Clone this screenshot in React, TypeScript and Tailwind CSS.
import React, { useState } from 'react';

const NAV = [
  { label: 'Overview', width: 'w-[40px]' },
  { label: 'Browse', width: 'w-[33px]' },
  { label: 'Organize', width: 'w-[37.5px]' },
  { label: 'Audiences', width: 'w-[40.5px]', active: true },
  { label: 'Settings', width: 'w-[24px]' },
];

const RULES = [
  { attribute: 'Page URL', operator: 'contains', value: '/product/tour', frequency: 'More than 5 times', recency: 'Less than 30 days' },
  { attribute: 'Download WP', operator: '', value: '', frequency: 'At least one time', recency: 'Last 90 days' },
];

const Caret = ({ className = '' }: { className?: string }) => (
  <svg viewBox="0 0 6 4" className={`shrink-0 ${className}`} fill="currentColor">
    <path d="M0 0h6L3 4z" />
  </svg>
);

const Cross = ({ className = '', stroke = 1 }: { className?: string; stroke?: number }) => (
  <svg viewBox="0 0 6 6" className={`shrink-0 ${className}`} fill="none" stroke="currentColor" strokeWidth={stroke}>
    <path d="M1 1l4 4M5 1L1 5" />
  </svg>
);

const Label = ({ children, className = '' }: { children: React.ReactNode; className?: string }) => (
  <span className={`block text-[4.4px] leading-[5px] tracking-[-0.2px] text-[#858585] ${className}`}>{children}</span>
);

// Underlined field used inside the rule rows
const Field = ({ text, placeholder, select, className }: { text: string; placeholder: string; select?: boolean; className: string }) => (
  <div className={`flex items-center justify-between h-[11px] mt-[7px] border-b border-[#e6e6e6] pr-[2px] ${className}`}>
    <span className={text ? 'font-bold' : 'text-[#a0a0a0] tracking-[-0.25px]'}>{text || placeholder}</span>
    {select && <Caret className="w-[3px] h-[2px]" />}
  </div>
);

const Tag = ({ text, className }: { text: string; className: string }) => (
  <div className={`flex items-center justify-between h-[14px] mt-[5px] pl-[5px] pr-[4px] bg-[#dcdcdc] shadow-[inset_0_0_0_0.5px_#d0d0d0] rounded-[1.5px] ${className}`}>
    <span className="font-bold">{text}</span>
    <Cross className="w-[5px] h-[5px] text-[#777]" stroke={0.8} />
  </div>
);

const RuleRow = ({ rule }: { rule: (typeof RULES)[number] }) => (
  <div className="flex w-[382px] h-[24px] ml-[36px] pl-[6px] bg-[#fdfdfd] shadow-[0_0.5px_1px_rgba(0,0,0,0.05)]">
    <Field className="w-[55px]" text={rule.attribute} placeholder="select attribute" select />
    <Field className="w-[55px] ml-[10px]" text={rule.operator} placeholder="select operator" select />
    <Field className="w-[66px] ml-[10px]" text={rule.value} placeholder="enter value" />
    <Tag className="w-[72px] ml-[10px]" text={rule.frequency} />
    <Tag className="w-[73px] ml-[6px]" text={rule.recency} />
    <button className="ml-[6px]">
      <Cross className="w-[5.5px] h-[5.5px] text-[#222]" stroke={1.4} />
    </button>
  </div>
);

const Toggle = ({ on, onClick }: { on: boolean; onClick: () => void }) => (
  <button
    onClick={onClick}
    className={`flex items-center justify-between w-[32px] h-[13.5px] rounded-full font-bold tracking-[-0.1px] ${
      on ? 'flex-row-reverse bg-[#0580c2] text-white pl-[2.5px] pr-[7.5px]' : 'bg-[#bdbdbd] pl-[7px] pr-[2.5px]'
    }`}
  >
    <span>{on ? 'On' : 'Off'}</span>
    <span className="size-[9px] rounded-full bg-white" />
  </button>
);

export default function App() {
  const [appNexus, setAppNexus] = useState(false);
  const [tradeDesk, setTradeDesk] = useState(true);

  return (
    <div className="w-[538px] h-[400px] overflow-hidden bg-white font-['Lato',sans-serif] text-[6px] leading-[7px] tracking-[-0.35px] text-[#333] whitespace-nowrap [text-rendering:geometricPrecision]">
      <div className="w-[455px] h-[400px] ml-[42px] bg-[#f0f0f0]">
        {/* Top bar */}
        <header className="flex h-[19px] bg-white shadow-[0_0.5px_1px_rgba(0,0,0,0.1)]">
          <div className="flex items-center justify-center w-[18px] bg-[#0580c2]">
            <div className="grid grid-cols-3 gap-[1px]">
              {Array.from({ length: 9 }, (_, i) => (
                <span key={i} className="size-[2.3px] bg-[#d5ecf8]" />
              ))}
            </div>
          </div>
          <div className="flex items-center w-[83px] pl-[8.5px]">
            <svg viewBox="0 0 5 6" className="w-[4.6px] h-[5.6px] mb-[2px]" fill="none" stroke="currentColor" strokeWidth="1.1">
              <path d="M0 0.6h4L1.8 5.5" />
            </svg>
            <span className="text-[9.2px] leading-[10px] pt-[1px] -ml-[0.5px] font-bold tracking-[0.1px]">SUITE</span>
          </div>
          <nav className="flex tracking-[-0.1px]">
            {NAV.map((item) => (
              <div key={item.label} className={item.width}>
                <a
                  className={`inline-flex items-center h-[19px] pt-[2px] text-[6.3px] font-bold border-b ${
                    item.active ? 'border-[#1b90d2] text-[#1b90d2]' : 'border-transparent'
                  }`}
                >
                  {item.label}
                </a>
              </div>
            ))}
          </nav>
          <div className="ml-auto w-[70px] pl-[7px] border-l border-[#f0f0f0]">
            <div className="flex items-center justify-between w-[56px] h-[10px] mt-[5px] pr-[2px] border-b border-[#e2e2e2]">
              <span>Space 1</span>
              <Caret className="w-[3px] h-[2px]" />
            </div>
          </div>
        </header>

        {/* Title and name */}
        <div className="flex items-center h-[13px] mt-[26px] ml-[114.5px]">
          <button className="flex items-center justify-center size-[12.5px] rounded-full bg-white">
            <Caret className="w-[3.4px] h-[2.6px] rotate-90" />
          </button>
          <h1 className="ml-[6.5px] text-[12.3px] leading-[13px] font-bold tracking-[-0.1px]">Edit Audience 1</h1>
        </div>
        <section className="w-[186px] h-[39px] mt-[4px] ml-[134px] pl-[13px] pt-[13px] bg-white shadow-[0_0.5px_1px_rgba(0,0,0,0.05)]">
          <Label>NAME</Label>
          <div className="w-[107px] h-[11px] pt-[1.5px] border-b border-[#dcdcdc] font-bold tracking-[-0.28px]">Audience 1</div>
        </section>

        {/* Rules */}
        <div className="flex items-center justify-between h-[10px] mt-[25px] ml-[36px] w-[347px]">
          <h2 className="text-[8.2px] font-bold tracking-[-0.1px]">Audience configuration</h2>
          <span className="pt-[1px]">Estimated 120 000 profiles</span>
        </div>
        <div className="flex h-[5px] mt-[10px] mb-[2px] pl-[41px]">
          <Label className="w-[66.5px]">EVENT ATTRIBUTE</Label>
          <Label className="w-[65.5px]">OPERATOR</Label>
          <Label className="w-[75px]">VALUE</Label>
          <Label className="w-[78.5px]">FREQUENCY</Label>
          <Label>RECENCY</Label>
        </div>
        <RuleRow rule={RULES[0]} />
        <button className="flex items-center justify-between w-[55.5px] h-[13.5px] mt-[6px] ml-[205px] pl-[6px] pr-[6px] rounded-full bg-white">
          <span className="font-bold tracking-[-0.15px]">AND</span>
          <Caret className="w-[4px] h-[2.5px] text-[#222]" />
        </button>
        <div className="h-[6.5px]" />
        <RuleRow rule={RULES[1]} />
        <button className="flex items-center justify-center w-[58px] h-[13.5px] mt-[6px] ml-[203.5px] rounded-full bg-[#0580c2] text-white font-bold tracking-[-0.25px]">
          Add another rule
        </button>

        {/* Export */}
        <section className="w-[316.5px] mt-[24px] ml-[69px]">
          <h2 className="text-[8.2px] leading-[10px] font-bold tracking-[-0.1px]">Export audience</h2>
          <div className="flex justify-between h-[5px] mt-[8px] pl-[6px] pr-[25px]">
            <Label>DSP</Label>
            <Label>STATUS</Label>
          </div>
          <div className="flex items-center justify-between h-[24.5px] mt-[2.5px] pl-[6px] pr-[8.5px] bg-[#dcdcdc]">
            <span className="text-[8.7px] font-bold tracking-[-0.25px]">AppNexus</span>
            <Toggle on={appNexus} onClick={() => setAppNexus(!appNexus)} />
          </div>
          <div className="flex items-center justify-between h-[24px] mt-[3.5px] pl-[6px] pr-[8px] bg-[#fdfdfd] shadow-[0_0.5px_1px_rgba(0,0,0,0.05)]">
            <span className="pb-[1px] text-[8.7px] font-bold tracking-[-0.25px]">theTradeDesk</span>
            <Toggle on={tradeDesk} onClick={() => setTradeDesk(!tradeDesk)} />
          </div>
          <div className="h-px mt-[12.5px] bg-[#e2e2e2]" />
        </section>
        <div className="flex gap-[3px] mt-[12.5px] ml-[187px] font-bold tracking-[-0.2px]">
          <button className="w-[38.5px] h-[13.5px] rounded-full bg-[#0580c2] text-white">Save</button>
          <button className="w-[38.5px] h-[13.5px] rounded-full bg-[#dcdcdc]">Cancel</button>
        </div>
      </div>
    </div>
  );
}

::::

Where a line contains "React", copy that line.

Clone this screenshot in React, TypeScript and Tailwind CSS.
import React, { useState } from 'react';
const Label = ({ children, className = '' }: { children: React.ReactNode; className?: string }) => (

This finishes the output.